Supplied data
[start]
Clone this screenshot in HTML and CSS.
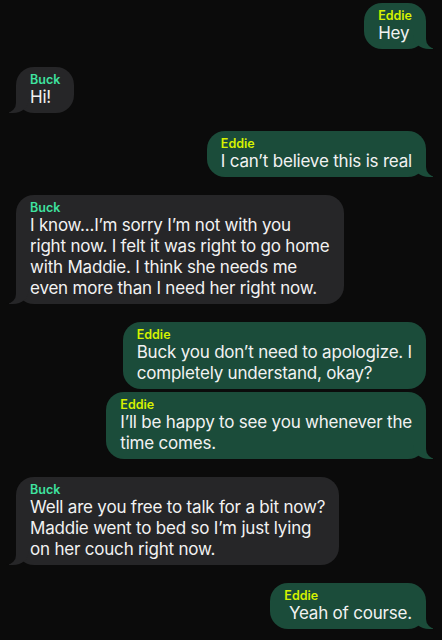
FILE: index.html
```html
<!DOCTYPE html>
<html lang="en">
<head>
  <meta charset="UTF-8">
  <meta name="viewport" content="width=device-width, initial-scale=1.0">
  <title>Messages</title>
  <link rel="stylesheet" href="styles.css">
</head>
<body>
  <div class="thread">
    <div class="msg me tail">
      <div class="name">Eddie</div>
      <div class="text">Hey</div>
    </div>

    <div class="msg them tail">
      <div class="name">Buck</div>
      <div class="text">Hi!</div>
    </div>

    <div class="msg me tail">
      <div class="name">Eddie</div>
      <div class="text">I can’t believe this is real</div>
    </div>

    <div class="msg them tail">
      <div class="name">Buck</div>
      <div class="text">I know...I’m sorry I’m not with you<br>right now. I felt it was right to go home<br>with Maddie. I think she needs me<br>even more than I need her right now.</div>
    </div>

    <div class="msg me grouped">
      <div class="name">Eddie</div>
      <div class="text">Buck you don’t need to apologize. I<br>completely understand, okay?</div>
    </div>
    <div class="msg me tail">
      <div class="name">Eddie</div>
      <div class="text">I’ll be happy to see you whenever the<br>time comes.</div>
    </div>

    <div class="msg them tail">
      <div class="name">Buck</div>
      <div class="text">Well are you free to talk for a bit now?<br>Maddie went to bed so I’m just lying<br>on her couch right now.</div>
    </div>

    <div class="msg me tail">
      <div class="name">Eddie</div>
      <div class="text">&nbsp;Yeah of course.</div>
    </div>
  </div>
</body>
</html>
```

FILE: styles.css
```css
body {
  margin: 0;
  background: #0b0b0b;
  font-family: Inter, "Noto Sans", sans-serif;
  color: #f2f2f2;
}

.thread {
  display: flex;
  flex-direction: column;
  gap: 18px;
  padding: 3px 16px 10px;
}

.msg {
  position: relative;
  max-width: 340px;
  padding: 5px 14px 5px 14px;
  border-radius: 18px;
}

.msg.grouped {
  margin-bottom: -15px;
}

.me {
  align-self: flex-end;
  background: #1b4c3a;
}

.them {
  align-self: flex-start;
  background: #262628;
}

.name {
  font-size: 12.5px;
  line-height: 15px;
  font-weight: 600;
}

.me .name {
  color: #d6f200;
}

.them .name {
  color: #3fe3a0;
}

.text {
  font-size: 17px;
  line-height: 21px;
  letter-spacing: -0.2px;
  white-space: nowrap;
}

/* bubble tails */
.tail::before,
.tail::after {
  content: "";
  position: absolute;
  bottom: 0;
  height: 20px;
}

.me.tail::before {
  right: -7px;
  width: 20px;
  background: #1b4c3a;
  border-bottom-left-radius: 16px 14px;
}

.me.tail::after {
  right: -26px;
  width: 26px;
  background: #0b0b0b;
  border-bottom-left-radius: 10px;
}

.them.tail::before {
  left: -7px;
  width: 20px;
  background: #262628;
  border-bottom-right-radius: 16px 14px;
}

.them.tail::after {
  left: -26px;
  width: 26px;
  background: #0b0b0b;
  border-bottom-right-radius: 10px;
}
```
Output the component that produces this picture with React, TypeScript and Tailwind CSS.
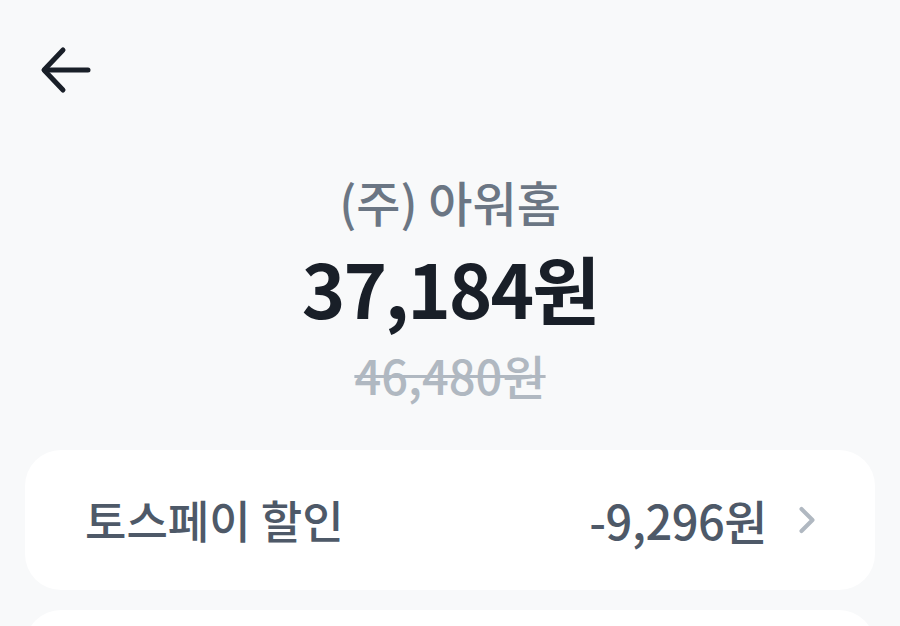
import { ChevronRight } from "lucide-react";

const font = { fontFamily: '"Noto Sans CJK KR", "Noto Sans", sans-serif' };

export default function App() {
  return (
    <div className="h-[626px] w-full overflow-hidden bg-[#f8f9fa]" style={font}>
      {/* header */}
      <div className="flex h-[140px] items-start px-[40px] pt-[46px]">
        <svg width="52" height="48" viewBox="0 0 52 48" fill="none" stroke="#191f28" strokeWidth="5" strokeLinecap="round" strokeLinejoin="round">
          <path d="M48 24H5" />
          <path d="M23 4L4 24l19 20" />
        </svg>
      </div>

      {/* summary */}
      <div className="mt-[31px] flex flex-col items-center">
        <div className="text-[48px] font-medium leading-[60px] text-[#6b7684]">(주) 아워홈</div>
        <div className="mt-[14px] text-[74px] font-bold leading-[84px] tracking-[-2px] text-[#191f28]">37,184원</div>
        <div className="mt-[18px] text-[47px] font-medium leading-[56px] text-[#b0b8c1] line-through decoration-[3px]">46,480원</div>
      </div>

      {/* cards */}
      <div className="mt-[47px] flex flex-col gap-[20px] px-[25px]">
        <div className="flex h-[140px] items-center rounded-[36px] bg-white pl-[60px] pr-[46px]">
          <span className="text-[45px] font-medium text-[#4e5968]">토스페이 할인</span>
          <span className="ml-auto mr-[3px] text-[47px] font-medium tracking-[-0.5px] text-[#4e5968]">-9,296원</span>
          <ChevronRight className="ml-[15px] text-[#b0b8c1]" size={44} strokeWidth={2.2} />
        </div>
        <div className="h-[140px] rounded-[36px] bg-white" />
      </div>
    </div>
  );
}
[end]
Transcribe the complete set of entries verbatim. No pictures belong in the copy.

Clone this screenshot in HTML and CSS.
FILE: index.html
```html
<!DOCTYPE html>
<html lang="en">
<head>
  <meta charset="UTF-8">
  <meta name="viewport" content="width=device-width, initial-scale=1.0">
  <title>Messages</title>
  <link rel="stylesheet" href="styles.css">
</head>
<body>
  <div class="thread">
    <div class="msg me tail">
      <div class="name">Eddie</div>
      <div class="text">Hey</div>
    </div>

    <div class="msg them tail">
      <div class="name">Buck</div>
      <div class="text">Hi!</div>
    </div>

    <div class="msg me tail">
      <div class="name">Eddie</div>
      <div class="text">I can’t believe this is real</div>
    </div>

    <div class="msg them tail">
      <div class="name">Buck</div>
      <div class="text">I know...I’m sorry I’m not with you<br>right now. I felt it was right to go home<br>with Maddie. I think she needs me<br>even more than I need her right now.</div>
    </div>

    <div class="msg me grouped">
      <div class="name">Eddie</div>
      <div class="text">Buck you don’t need to apologize. I<br>completely understand, okay?</div>
    </div>
    <div class="msg me tail">
      <div class="name">Eddie</div>
      <div class="text">I’ll be happy to see you whenever the<br>time comes.</div>
    </div>

    <div class="msg them tail">
      <div class="name">Buck</div>
      <div class="text">Well are you free to talk for a bit now?<br>Maddie went to bed so I’m just lying<br>on her couch right now.</div>
    </div>

    <div class="msg me tail">
      <div class="name">Eddie</div>
      <div class="text">&nbsp;Yeah of course.</div>
    </div>
  </div>
</body>
</html>
```

FILE: styles.css
```css
body {
  margin: 0;
  background: #0b0b0b;
  font-family: Inter, "Noto Sans", sans-serif;
  color: #f2f2f2;
}

.thread {
  display: flex;
  flex-direction: column;
  gap: 18px;
  padding: 3px 16px 10px;
}

.msg {
  position: relative;
  max-width: 340px;
  padding: 5px 14px 5px 14px;
  border-radius: 18px;
}

.msg.grouped {
  margin-bottom: -15px;
}

.me {
  align-self: flex-end;
  background: #1b4c3a;
}

.them {
  align-self: flex-start;
  background: #262628;
}

.name {
  font-size: 12.5px;
  line-height: 15px;
  font-weight: 600;
}

.me .name {
  color: #d6f200;
}

.them .name {
  color: #3fe3a0;
}

.text {
  font-size: 17px;
  line-height: 21px;
  letter-spacing: -0.2px;
  white-space: nowrap;
}

/* bubble tails */
.tail::before,
.tail::after {
  content: "";
  position: absolute;
  bottom: 0;
  height: 20px;
}

.me.tail::before {
  right: -7px;
  width: 20px;
  background: #1b4c3a;
  border-bottom-left-radius: 16px 14px;
}

.me.tail::after {
  right: -26px;
  width: 26px;
  background: #0b0b0b;
  border-bottom-left-radius: 10px;
}

.them.tail::before {
  left: -7px;
  width: 20px;
  background: #262628;
  border-bottom-right-radius: 16px 14px;
}

.them.tail::after {
  left: -26px;
  width: 26px;
  background: #0b0b0b;
  border-bottom-right-radius: 10px;
}
```
Output the component that produces this picture with React, TypeScript and Tailwind CSS.
import { ChevronRight } from "lucide-react";

const font = { fontFamily: '"Noto Sans CJK KR", "Noto Sans", sans-serif' };

export default function App() {
  return (
    <div className="h-[626px] w-full overflow-hidden bg-[#f8f9fa]" style={font}>
      {/* header */}
      <div className="flex h-[140px] items-start px-[40px] pt-[46px]">
        <svg width="52" height="48" viewBox="0 0 52 48" fill="none" stroke="#191f28" strokeWidth="5" strokeLinecap="round" strokeLinejoin="round">
          <path d="M48 24H5" />
          <path d="M23 4L4 24l19 20" />
        </svg>
      </div>

      {/* summary */}
      <div className="mt-[31px] flex flex-col items-center">
        <div className="text-[48px] font-medium leading-[60px] text-[#6b7684]">(주) 아워홈</div>
        <div className="mt-[14px] text-[74px] font-bold leading-[84px] tracking-[-2px] text-[#191f28]">37,184원</div>
        <div className="mt-[18px] text-[47px] font-medium leading-[56px] text-[#b0b8c1] line-through decoration-[3px]">46,480원</div>
      </div>

      {/* cards */}
      <div className="mt-[47px] flex flex-col gap-[20px] px-[25px]">
        <div className="flex h-[140px] items-center rounded-[36px] bg-white pl-[60px] pr-[46px]">
          <span className="text-[45px] font-medium text-[#4e5968]">토스페이 할인</span>
          <span className="ml-auto mr-[3px] text-[47px] font-medium tracking-[-0.5px] text-[#4e5968]">-9,296원</span>
          <ChevronRight className="ml-[15px] text-[#b0b8c1]" size={44} strokeWidth={2.2} />
        </div>
        <div className="h-[140px] rounded-[36px] bg-white" />
      </div>
    </div>
  );
}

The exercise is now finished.